Retype only what runs from the beginning of the data through the line with "const currentStep = 2"; please omit the pictures and keep every line exact.

— Begin Data provided —

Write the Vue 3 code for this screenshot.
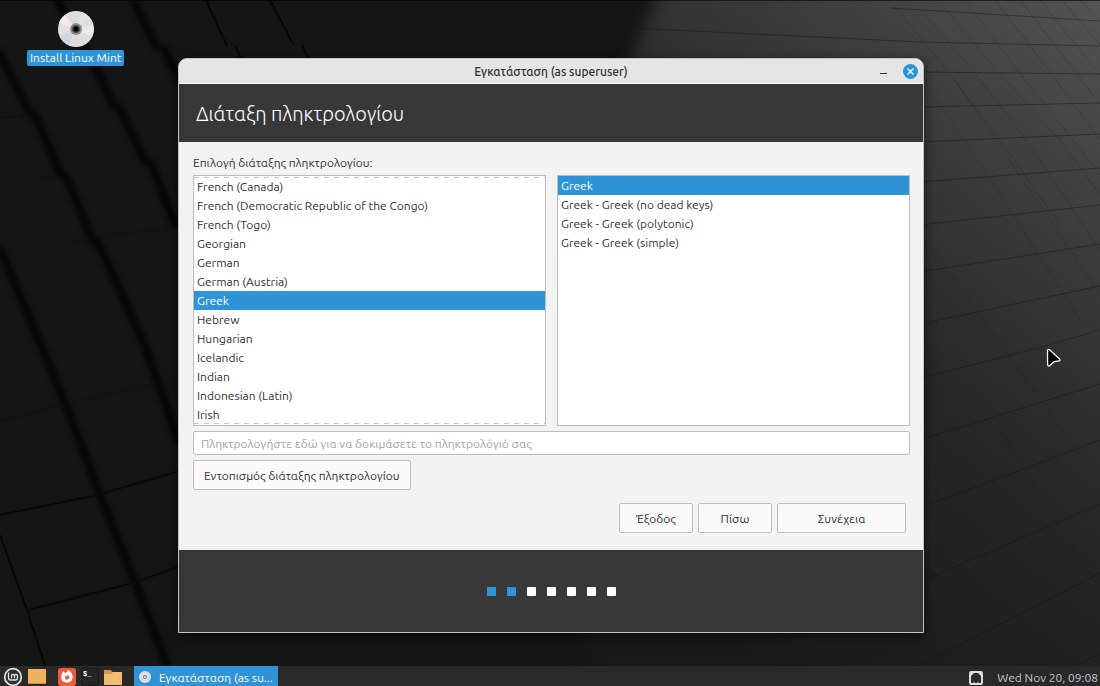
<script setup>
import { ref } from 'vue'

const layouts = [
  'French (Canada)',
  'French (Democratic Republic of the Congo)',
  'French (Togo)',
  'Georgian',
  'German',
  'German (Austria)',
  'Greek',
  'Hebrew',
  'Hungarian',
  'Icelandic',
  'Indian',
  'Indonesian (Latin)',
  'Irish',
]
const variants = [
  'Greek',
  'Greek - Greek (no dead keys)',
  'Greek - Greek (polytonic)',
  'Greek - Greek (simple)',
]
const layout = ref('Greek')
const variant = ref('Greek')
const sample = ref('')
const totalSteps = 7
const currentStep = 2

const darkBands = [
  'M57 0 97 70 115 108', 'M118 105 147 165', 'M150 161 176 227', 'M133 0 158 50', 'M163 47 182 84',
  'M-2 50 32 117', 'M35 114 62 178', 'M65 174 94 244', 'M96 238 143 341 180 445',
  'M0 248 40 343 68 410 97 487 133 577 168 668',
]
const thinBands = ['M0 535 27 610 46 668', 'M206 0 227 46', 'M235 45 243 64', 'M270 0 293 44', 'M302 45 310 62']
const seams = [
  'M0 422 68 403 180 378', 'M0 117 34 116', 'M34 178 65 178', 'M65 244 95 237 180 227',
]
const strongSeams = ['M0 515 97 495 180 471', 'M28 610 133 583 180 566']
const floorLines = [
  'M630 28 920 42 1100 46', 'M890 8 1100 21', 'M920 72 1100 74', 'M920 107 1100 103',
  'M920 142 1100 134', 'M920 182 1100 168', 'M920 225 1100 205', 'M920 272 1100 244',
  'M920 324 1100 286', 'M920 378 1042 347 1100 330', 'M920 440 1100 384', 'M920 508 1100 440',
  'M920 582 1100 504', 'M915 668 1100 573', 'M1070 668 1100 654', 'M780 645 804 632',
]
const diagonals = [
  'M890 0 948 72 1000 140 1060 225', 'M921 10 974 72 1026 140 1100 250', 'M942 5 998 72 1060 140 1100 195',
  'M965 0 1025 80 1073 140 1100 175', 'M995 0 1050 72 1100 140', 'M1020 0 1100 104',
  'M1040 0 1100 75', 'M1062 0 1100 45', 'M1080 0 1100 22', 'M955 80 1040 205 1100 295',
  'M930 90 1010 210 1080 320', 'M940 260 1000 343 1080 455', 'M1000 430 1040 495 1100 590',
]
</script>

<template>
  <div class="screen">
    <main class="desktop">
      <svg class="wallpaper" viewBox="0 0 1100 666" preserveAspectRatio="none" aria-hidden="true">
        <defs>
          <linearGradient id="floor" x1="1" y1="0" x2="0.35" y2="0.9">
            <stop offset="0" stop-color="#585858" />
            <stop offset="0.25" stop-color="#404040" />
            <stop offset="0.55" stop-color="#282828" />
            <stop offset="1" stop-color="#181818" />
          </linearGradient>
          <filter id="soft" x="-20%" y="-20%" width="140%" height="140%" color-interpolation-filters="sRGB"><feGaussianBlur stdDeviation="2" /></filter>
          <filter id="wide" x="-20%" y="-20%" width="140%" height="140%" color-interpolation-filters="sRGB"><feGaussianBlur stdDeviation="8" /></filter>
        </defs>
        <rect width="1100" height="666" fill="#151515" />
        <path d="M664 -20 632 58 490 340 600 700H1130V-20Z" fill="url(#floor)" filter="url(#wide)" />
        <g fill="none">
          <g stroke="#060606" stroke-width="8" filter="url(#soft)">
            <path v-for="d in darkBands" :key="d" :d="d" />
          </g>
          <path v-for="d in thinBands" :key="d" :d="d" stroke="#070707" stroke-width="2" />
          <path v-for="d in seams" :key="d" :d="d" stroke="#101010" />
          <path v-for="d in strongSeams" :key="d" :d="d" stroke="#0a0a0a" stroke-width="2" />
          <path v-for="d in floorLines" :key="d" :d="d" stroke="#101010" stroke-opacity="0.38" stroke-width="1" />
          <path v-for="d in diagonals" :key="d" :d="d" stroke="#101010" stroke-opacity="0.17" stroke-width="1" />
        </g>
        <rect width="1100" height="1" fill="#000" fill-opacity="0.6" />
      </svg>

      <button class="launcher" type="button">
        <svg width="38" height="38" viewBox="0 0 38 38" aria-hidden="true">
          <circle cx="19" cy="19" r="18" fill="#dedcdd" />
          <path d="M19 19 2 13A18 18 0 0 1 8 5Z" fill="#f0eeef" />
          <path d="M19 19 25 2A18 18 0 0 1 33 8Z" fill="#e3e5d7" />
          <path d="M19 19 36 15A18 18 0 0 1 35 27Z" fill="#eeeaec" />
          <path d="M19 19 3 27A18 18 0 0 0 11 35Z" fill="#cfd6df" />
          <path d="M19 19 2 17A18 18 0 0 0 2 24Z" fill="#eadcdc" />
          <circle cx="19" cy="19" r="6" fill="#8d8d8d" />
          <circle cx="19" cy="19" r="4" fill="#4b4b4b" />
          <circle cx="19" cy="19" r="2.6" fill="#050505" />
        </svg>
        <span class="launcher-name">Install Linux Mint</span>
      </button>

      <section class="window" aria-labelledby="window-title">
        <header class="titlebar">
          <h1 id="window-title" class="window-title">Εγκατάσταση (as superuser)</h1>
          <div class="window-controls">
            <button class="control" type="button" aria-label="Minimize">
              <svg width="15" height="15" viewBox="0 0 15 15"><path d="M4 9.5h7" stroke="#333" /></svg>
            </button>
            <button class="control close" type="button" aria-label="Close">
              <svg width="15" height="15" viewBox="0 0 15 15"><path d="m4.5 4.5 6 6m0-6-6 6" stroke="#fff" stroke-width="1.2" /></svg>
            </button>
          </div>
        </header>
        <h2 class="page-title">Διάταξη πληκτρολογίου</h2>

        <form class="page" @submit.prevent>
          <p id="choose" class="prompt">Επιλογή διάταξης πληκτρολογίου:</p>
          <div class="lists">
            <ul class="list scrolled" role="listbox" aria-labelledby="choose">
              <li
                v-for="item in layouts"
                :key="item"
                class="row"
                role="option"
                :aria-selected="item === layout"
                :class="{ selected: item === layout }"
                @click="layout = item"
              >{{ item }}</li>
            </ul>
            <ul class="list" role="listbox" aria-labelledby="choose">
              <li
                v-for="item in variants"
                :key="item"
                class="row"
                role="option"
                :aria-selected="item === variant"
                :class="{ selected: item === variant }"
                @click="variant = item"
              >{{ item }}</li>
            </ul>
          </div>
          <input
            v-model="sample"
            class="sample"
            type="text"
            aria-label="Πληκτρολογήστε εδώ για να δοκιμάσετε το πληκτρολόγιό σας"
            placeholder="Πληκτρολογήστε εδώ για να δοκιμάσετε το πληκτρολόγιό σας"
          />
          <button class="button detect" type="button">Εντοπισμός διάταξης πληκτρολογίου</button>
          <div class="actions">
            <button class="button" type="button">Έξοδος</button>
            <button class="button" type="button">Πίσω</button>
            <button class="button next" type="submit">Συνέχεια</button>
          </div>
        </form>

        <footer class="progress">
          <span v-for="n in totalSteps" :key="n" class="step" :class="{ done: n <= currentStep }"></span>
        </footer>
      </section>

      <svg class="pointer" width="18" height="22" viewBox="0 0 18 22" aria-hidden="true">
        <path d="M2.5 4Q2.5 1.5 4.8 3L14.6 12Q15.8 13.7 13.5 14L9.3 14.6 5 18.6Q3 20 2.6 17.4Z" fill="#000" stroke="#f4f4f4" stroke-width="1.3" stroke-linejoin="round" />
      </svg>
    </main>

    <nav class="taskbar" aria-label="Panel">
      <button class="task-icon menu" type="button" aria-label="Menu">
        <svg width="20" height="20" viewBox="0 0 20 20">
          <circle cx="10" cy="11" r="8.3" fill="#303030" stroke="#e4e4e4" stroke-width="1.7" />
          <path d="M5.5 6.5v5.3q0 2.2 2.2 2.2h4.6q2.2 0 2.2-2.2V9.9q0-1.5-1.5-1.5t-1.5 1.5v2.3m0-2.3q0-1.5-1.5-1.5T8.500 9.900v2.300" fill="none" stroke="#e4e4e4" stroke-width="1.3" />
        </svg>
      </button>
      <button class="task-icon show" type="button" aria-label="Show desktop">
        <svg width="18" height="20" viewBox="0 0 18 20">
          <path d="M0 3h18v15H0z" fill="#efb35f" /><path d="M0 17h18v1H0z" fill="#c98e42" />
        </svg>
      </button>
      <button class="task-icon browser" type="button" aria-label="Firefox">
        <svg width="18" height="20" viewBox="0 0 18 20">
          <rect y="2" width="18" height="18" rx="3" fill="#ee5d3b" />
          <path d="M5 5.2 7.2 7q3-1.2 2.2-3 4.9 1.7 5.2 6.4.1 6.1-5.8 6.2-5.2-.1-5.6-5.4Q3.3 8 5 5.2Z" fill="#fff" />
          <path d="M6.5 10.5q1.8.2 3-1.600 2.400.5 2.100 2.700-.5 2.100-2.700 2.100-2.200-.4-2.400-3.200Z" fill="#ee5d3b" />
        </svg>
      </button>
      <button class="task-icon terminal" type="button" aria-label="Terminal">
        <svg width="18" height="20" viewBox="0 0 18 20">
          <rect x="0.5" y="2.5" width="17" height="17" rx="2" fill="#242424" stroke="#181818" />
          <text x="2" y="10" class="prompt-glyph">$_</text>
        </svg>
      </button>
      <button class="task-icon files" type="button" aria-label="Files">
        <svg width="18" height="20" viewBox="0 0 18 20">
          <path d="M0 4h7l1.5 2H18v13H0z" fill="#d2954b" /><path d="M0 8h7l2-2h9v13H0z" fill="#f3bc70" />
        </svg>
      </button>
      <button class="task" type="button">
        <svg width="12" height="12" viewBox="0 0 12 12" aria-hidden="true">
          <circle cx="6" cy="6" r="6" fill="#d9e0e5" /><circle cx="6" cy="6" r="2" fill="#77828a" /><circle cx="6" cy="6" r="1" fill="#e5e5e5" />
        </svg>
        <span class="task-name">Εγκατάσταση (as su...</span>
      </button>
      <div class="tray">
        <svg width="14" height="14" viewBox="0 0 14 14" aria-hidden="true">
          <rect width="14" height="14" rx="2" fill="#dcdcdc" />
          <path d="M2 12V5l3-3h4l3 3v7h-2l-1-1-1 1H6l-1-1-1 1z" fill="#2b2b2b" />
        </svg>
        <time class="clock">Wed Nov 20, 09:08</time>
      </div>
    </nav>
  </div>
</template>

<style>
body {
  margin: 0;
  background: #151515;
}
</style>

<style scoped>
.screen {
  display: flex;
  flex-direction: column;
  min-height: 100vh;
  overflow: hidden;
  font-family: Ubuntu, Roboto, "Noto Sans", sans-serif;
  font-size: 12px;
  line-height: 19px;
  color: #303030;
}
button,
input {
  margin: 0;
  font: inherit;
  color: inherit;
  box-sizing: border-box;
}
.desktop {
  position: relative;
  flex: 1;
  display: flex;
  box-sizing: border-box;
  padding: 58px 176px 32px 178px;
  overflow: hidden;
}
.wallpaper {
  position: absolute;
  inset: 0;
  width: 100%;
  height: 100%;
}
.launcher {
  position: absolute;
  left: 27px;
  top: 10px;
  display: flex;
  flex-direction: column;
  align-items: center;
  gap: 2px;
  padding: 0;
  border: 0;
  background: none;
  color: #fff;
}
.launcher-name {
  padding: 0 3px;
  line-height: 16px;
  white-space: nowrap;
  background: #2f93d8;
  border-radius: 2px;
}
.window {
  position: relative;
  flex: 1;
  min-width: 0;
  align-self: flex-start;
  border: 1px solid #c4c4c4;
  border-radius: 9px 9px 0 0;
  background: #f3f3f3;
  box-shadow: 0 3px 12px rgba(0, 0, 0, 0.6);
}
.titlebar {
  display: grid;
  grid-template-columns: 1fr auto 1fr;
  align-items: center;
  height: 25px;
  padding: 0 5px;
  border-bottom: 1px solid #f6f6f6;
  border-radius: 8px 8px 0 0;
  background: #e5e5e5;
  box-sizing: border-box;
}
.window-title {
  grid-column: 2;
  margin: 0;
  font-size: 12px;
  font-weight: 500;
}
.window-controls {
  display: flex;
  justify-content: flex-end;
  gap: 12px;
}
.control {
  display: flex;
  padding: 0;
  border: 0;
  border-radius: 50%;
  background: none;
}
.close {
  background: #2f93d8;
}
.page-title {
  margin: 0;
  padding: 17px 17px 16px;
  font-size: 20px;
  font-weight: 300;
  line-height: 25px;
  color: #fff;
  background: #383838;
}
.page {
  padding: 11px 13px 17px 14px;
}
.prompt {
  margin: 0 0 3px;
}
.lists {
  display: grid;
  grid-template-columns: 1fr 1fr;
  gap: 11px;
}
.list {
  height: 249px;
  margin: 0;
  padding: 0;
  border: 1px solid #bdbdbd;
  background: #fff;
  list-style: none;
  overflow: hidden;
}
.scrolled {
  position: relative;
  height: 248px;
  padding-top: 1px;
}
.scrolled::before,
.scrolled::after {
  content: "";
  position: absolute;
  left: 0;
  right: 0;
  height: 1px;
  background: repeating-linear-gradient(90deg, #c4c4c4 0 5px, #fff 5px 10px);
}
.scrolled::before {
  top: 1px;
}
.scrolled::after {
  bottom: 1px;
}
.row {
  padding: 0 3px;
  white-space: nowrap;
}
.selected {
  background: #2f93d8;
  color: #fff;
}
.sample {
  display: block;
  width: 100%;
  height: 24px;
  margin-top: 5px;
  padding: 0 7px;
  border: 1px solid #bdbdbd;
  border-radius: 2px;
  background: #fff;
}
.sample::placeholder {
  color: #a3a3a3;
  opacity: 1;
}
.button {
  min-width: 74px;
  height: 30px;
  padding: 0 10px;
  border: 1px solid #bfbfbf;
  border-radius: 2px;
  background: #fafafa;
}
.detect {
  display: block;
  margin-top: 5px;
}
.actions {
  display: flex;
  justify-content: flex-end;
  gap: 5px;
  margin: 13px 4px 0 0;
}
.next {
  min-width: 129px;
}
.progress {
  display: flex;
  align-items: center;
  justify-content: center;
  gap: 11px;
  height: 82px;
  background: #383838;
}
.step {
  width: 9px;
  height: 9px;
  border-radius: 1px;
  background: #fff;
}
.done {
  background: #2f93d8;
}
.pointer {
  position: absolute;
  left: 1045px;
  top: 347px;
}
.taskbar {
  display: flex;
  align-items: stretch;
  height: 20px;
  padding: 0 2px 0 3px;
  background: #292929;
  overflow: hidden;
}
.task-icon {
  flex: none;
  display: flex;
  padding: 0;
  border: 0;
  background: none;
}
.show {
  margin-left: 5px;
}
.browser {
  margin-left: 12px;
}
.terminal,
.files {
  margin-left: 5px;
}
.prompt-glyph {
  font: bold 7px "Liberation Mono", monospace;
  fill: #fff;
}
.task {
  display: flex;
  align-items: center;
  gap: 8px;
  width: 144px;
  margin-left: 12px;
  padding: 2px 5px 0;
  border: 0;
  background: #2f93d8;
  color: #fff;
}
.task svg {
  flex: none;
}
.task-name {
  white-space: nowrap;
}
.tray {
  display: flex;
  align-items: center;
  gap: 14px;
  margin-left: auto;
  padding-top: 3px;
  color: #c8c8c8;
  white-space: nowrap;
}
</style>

— End Data provided —

== Result of the exercise ==
Write the Vue 3 code for this screenshot.
<script setup>
import { ref } from 'vue'

const layouts = [
  'French (Canada)',
  'French (Democratic Republic of the Congo)',
  'French (Togo)',
  'Georgian',
  'German',
  'German (Austria)',
  'Greek',
  'Hebrew',
  'Hungarian',
  'Icelandic',
  'Indian',
  'Indonesian (Latin)',
  'Irish',
]
const variants = [
  'Greek',
  'Greek - Greek (no dead keys)',
  'Greek - Greek (polytonic)',
  'Greek - Greek (simple)',
]
const layout = ref('Greek')
const variant = ref('Greek')
const sample = ref('')
const totalSteps = 7
const currentStep = 2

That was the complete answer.